# [REQUEST]  Replace %sn with scene name in filename formatting



## DukeNukem (Sep 17, 2017)

I added this to original OBS by myself and saw replay buffer was added to advanced mode today. I was unable to get the visual studio project files with cmake the last time I tried to tinker around with obs studio. I need someone else to do this for me. I use the replay buffer A LOT (3210+ recordings) so this would be a great help for everyone to help categorize the files I would be making.

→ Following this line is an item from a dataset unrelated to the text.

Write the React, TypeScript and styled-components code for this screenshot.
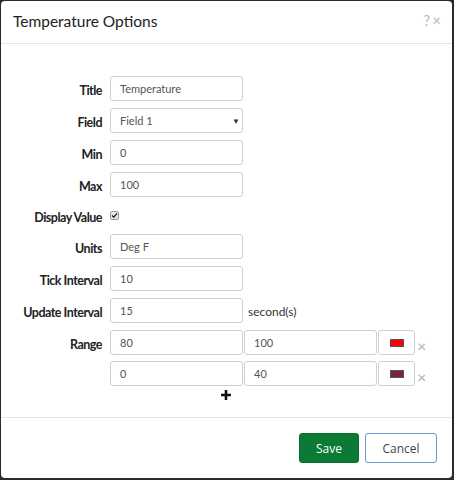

Example from original obs - scene named csgo get could get files saved as csgo - Replay-2017-09-02-2211-30.mp4 so I know the recording was in csgo


----------



## Harold (Sep 17, 2017)

How would you handle recordings that have scene switches in them?


----------



## DukeNukem (Sep 17, 2017)

Best used with replay buffer recordings with auto scene switching.
Replay buffers save to file when you tell it to, so it saves the active scene name to file when you when you hit the button so assuming you are int he scene with the right name it saves the name of the game(from the scene name) you are currently in. I don't use regular recordings or scene switches outside of auto switch the scene to the game I am playing, but regular recordings would save whatever scene to the filename when the recording is started; any switches wouldn't change anything, so you would have to start a new recording manually when switching games to get the file name to be proper. (Just like how when you start  a regular recording the time on the file is when the recording started and not when it ended)

If you wanted to, you could get the name of the top game capture source or use regex to get the process/executable name; I know the running processes can be found in the game capture properties with window title so the saved window title/executable name of the source should be used.

You could save the file name as the regular recording starts and then rename the file after the recording ends


----------